> _TASK DESCRIPTION_: Print, word for word, every line from the beginning of the listing up to and including the line with "const legs = [1, 2, 3, 4, 5, 6, 7];". Pictures are to be excluded.

> _DATA SHOWN_:
+---+
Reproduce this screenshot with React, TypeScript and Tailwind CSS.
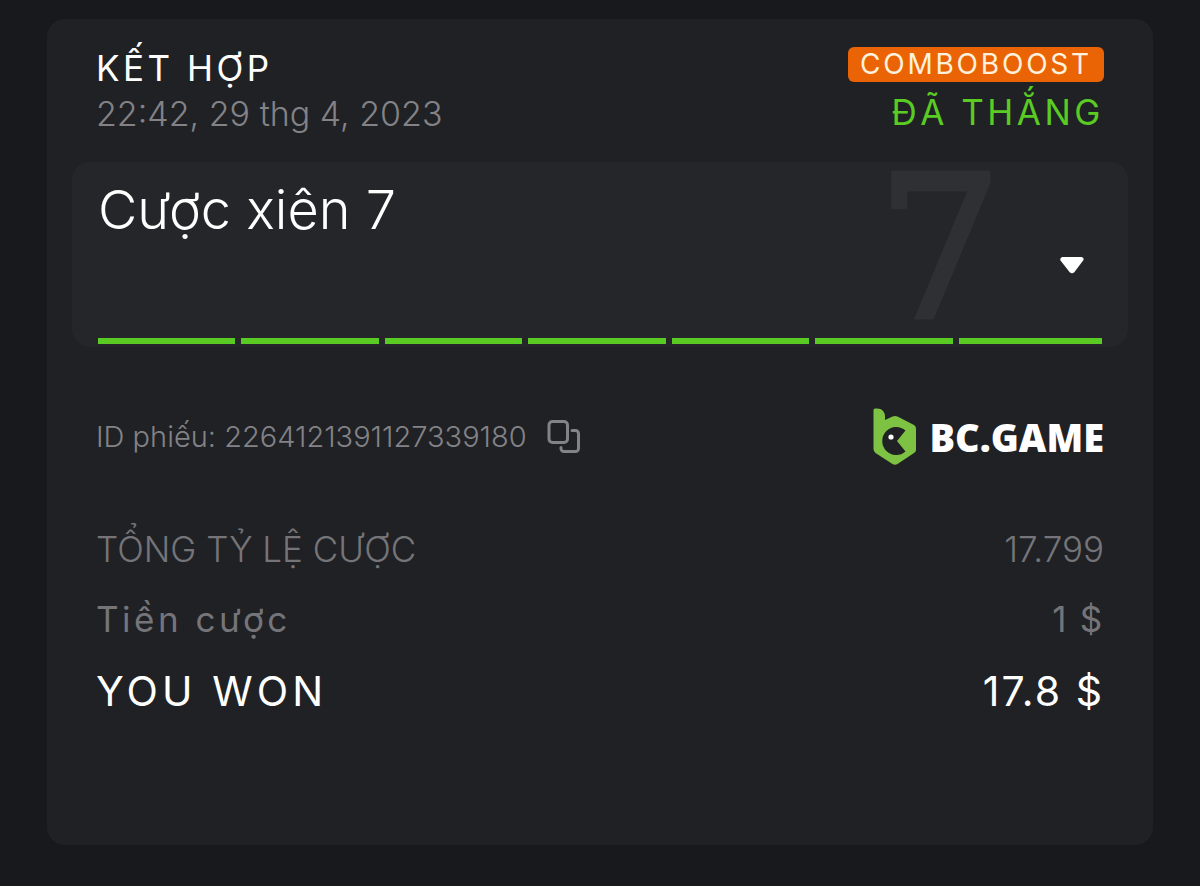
import React from 'react';

const legs = [1, 2, 3, 4, 5, 6, 7];

const totals = [
  {
    label: 'TỔNG TỶ LỆ CƯỢC',
    value: '17.799',
    row: 'h-[70px] text-[35px] font-light text-[#757579]',
    labelTracking: 'tracking-normal',
    valueTracking: 'tracking-normal',
  },
  {
    label: 'Tiền cược',
    value: '1 $',
    row: 'h-[70px] text-[35px] font-normal text-[#757579]',
    labelTracking: 'tracking-widest',
    valueTracking: 'tracking-wider',
  },
  {
    label: 'YOU WON',
    value: '17.8 $',
    row: 'h-[76px] text-[41px] font-normal text-white',
    labelTracking: 'tracking-widest',
    valueTracking: 'tracking-wider',
  },
];

const CopyIcon: React.FC = () => (
  <svg className="h-[34px] w-[34px]" viewBox="0 0 34 34" fill="none" stroke="currentColor" strokeWidth="3" strokeLinecap="round">
    <rect x="2" y="1.500" width="18.500" height="21" rx="3.500" />
    <path d="M25 10.500h3.500a3 3 0 0 1 3 3v15a3 3 0 0 1-3 3H17a3 3 0 0 1-3-3v-1" />
  </svg>
);

const BrandMark: React.FC = () => (
  <svg className="h-[58px] w-11" viewBox="0 0 44 58" aria-hidden="true">
    <path
      d="M0.500 2Q0.500 0.500 2 0.500H4C9 0.500 12 4 12 8.500V12L19.500 8.600Q22 7.500 24.500 8.600L41 17Q43 18 43 20.500V42Q43 44 41 45L24.500 56Q22 57.500 19.500 56L2.500 45Q0.500 43.500 0.500 41Z"
      fill="#7dc242"
    />
    <path d="M32.500 22.500A14 14 0 1 0 32.500 43.500L24 33Z" fill="#202125" />
    <circle cx="18" cy="29" r="2.600" fill="#fff" />
  </svg>
);

const App: React.FC = () => {
  return (
    <main className="min-h-screen bg-[#18191d] px-[47px] pt-[19px] pb-[41px] font-['Inter',sans-serif]">
      <article className="rounded-[18px] bg-[#202125] px-[25px] pt-7 pb-[115px]">
        <header className="flex justify-between px-6">
          <div>
            <h1 className="text-[35px] leading-[42px] font-normal tracking-widest text-white">KẾT HỢP</h1>
            <time dateTime="2023-04-29T22:42" className="block text-[34px] leading-[50px] font-light text-[#838387]">
              22:42, 29 thg 4, 2023
            </time>
          </div>
          <div className="flex flex-col items-end">
            <span className="rounded-md bg-[#ea6304] px-3 text-[28px] leading-[35px] font-normal tracking-widest text-[#fff1dc]">
              COMBOBOOST
            </span>
            <span className="text-[35px] leading-[60px] font-normal tracking-widest text-[#59cb23]">ĐÃ THẮNG</span>
          </div>
        </header>

        <section className="mt-5 rounded-[18px] bg-[#25262a] px-[26px] pb-[3px]">
          <div className="flex h-[176px] items-start">
            <h2 className="grow pt-4 text-[54px] leading-[64px] font-light text-white">Cược xiên 7</h2>
            <span
              className="font-['DejaVu_Serif',serif] text-[196px] leading-[174px] text-[#2f3034] [-webkit-text-stroke:5px_#2f3034]"
              aria-hidden="true"
            >
              7
            </span>
            <button type="button" aria-label="Mở rộng" className="mt-[90px] mr-4 ml-14 p-0">
              <svg className="h-7 w-7" viewBox="0 0 28 28" fill="#fff">
                <path d="M4.500 5H23.500Q26 5.500 25.500 8L16.500 20Q14 22.500 11.500 20L2.500 8.500Q1.500 6 4.500 5Z" />
              </svg>
            </button>
          </div>
          <div className="grid grid-cols-7">
            {legs.map((leg) => (
              <div key={leg} className="pr-[6px] last:pr-0">
                <div className="h-[6px] bg-[#59cb23]" />
              </div>
            ))}
          </div>
        </section>

        <div className="mt-[61px] flex items-center justify-between px-6">
          <div className="flex items-center gap-5 text-[29px] leading-[40px] font-light text-[#838387]">
            <span>ID phiếu: 2264121391127339180</span>
            <button type="button" aria-label="Sao chép">
              <CopyIcon />
            </button>
          </div>
          <div className="flex items-center gap-3">
            <BrandMark />
            <span className="font-['Open_Sans',sans-serif] text-[38px] leading-[58px] font-extrabold text-white">BC.GAME</span>
          </div>
        </div>

        <dl className="mt-12 px-6">
          {totals.map((item) => (
            <div key={item.label} className={`flex items-center justify-between ${item.row}`}>
              <dt className={item.labelTracking}>{item.label}</dt>
              <dd className={item.valueTracking}>{item.value}</dd>
            </div>
          ))}
        </dl>
      </article>
    </main>
  );
};

export default App;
+---+
> _SOLUTION FOR THIS TASK_:
Reproduce this screenshot with React, TypeScript and Tailwind CSS.
import React from 'react';

const legs = [1, 2, 3, 4, 5, 6, 7];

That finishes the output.